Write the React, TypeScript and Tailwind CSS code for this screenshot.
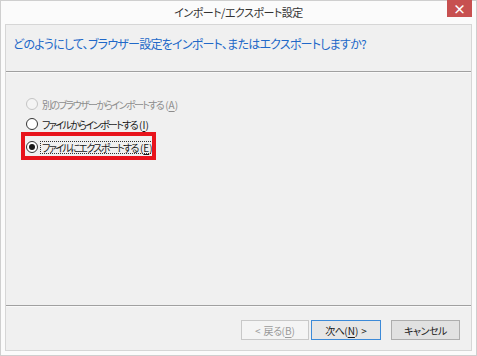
import { useState } from 'react';

const jp = "[font-family:'Noto_Sans_CJK_JP','Noto_Sans',sans-serif] [font-feature-settings:'palt']";

type Option = { id: string; label: string; key: string; disabled?: boolean };

const options: Option[] = [
  { id: 'browser', label: '別のブラウザーからインポートする', key: 'A', disabled: true },
  { id: 'import', label: 'ファイルからインポートする', key: 'I' },
  { id: 'export', label: 'ファイルにエクスポートする', key: 'E' },
];

function Radio({ checked, disabled }: { checked: boolean; disabled?: boolean }) {
  return (
    <span
      className={`flex h-[12px] w-[12px] shrink-0 items-center justify-center rounded-full border ${
        disabled ? 'border-[#c4c4c4] bg-[#f4f4f4]' : 'border-[#333333] bg-white'
      }`}
    >
      {checked && <span className="h-[6px] w-[6px] rounded-full bg-[#1a1a1a]" />}
    </span>
  );
}

export default function App() {
  const [selected, setSelected] = useState('export');

  return (
    <div className={`flex h-[356px] w-[477px] flex-col border border-[#cfcfcf] bg-[#fbfbfb] ${jp}`}>
      {/* Title bar */}
      <div className="relative flex h-[23px] shrink-0 items-center justify-center">
        <span className="text-[11px] tracking-[-0.5px] text-[#333333]">インポート/エクスポート設定</span>
        <button className="absolute right-[4px] top-[-1px] flex h-[17px] w-[25px] items-center justify-center bg-[#c75050] text-[13px] font-bold leading-none text-white">
          ×
        </button>
      </div>

      {/* Panel */}
      <div className="mx-[4px] mb-[4px] flex flex-1 flex-col border border-[#d6d6d6] bg-[#f0f0f0]">
        {/* Header */}
        <div className="h-[46px] shrink-0 pl-[7px] pt-[10px]">
          <p className="text-[12px] tracking-[-0.75px] text-[#2168c8]">
            どのようにして、ブラウザー設定をインポート、またはエクスポートしますか?
          </p>
        </div>
        <div className="h-px shrink-0 bg-[#a0a0a0]" />
        <div className="h-px shrink-0 bg-white/60" />

        {/* Options */}
        <div className="flex flex-1 flex-col pl-[20px] pt-[21px]">
          {options.map((o, i) => {
            const checked = selected === o.id;
            const focused = o.id === 'export';
            return (
              <label
                key={o.id}
                onClick={() => !o.disabled && setSelected(o.id)}
                className={`relative flex h-[20px] items-center gap-[3px] text-[10px] ${i === 2 ? 'mt-[3px]' : ''} ${
                  o.disabled ? 'text-[#8d8d8d]' : 'text-[#1a1a1a]'
                }`}
              >
                <Radio checked={checked} disabled={o.disabled} />
                <span
                  className={`px-px leading-[11px] ${focused ? 'outline-1 outline-dotted outline-[#333333]' : ''}`}
                >
                  <span className="tracking-[-1.6px]">{o.label}</span>
                  <span className="ml-[2px]">
                    (<span className="underline underline-offset-2">{o.key}</span>)
                  </span>
                </span>
                {focused && (
                  <span className="pointer-events-none absolute left-[-5px] top-[-5px] h-[28px] w-[135px] border-[4px] border-[#e8141c]" />
                )}
              </label>
            );
          })}
        </div>

        {/* Footer */}
        <div className="h-px shrink-0 bg-[#a0a0a0]" />
        <div className="h-px shrink-0 bg-white/60" />
        <div className="flex h-[43px] shrink-0 items-start justify-end pr-[11px] pt-[13px] text-[10px]">
          <button
            disabled
            className="flex h-[20px] w-[68px] items-center justify-center gap-[3px] border border-[#c8c8c8] bg-[#f4f4f4] text-[#9a9a9a]"
          >
            <span>&lt;</span>
            <span>
              <span className="tracking-[-0.5px]">戻る</span>(<span className="underline underline-offset-2">B</span>)
            </span>
          </button>
          <button className="ml-[2px] flex h-[20px] w-[70px] items-center justify-center gap-[3px] border border-[#3c8ad8] bg-[#e6e6e6] text-[#1a1a1a]">
            <span>
              <span className="tracking-[-0.5px]">次へ</span>(<span className="underline underline-offset-2">N</span>)
            </span>
            <span>&gt;</span>
          </button>
          <button className="ml-[10px] flex h-[20px] w-[69px] items-center justify-center border border-[#adadad] bg-[#e1e1e1] tracking-[-0.5px] text-[#1a1a1a]">
            キャンセル
          </button>
        </div>
      </div>
    </div>
  );
}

● ● ●

**TASK:**
What is needed is an exact reproduction of the data, pictures excluded.

**RESULT FOR THIS EXERCISE:**
Write the React, TypeScript and Tailwind CSS code for this screenshot.
import { useState } from 'react';

const jp = "[font-family:'Noto_Sans_CJK_JP','Noto_Sans',sans-serif] [font-feature-settings:'palt']";

type Option = { id: string; label: string; key: string; disabled?: boolean };

const options: Option[] = [
  { id: 'browser', label: '別のブラウザーからインポートする', key: 'A', disabled: true },
  { id: 'import', label: 'ファイルからインポートする', key: 'I' },
  { id: 'export', label: 'ファイルにエクスポートする', key: 'E' },
];

function Radio({ checked, disabled }: { checked: boolean; disabled?: boolean }) {
  return (
    <span
      className={`flex h-[12px] w-[12px] shrink-0 items-center justify-center rounded-full border ${
        disabled ? 'border-[#c4c4c4] bg-[#f4f4f4]' : 'border-[#333333] bg-white'
      }`}
    >
      {checked && <span className="h-[6px] w-[6px] rounded-full bg-[#1a1a1a]" />}
    </span>
  );
}

export default function App() {
  const [selected, setSelected] = useState('export');

  return (
    <div className={`flex h-[356px] w-[477px] flex-col border border-[#cfcfcf] bg-[#fbfbfb] ${jp}`}>
      {/* Title bar */}
      <div className="relative flex h-[23px] shrink-0 items-center justify-center">
        <span className="text-[11px] tracking-[-0.5px] text-[#333333]">インポート/エクスポート設定</span>
        <button className="absolute right-[4px] top-[-1px] flex h-[17px] w-[25px] items-center justify-center bg-[#c75050] text-[13px] font-bold leading-none text-white">
          ×
        </button>
      </div>

      {/* Panel */}
      <div className="mx-[4px] mb-[4px] flex flex-1 flex-col border border-[#d6d6d6] bg-[#f0f0f0]">
        {/* Header */}
        <div className="h-[46px] shrink-0 pl-[7px] pt-[10px]">
          <p className="text-[12px] tracking-[-0.75px] text-[#2168c8]">
            どのようにして、ブラウザー設定をインポート、またはエクスポートしますか?
          </p>
        </div>
        <div className="h-px shrink-0 bg-[#a0a0a0]" />
        <div className="h-px shrink-0 bg-white/60" />

        {/* Options */}
        <div className="flex flex-1 flex-col pl-[20px] pt-[21px]">
          {options.map((o, i) => {
            const checked = selected === o.id;
            const focused = o.id === 'export';
            return (
              <label
                key={o.id}
                onClick={() => !o.disabled && setSelected(o.id)}
                className={`relative flex h-[20px] items-center gap-[3px] text-[10px] ${i === 2 ? 'mt-[3px]' : ''} ${
                  o.disabled ? 'text-[#8d8d8d]' : 'text-[#1a1a1a]'
                }`}
              >
                <Radio checked={checked} disabled={o.disabled} />
                <span
                  className={`px-px leading-[11px] ${focused ? 'outline-1 outline-dotted outline-[#333333]' : ''}`}
                >
                  <span className="tracking-[-1.6px]">{o.label}</span>
                  <span className="ml-[2px]">
                    (<span className="underline underline-offset-2">{o.key}</span>)
                  </span>
                </span>
                {focused && (
                  <span className="pointer-events-none absolute left-[-5px] top-[-5px] h-[28px] w-[135px] border-[4px] border-[#e8141c]" />
                )}
              </label>
            );
          })}
        </div>

        {/* Footer */}
        <div className="h-px shrink-0 bg-[#a0a0a0]" />
        <div className="h-px shrink-0 bg-white/60" />
        <div className="flex h-[43px] shrink-0 items-start justify-end pr-[11px] pt-[13px] text-[10px]">
          <button
            disabled
            className="flex h-[20px] w-[68px] items-center justify-center gap-[3px] border border-[#c8c8c8] bg-[#f4f4f4] text-[#9a9a9a]"
          >
            <span>&lt;</span>
            <span>
              <span className="tracking-[-0.5px]">戻る</span>(<span className="underline underline-offset-2">B</span>)
            </span>
          </button>
          <button className="ml-[2px] flex h-[20px] w-[70px] items-center justify-center gap-[3px] border border-[#3c8ad8] bg-[#e6e6e6] text-[#1a1a1a]">
            <span>
              <span className="tracking-[-0.5px]">次へ</span>(<span className="underline underline-offset-2">N</span>)
            </span>
            <span>&gt;</span>
          </button>
          <button className="ml-[10px] flex h-[20px] w-[69px] items-center justify-center border border-[#adadad] bg-[#e1e1e1] tracking-[-0.5px] text-[#1a1a1a]">
            キャンセル
          </button>
        </div>
      </div>
    </div>
  );
}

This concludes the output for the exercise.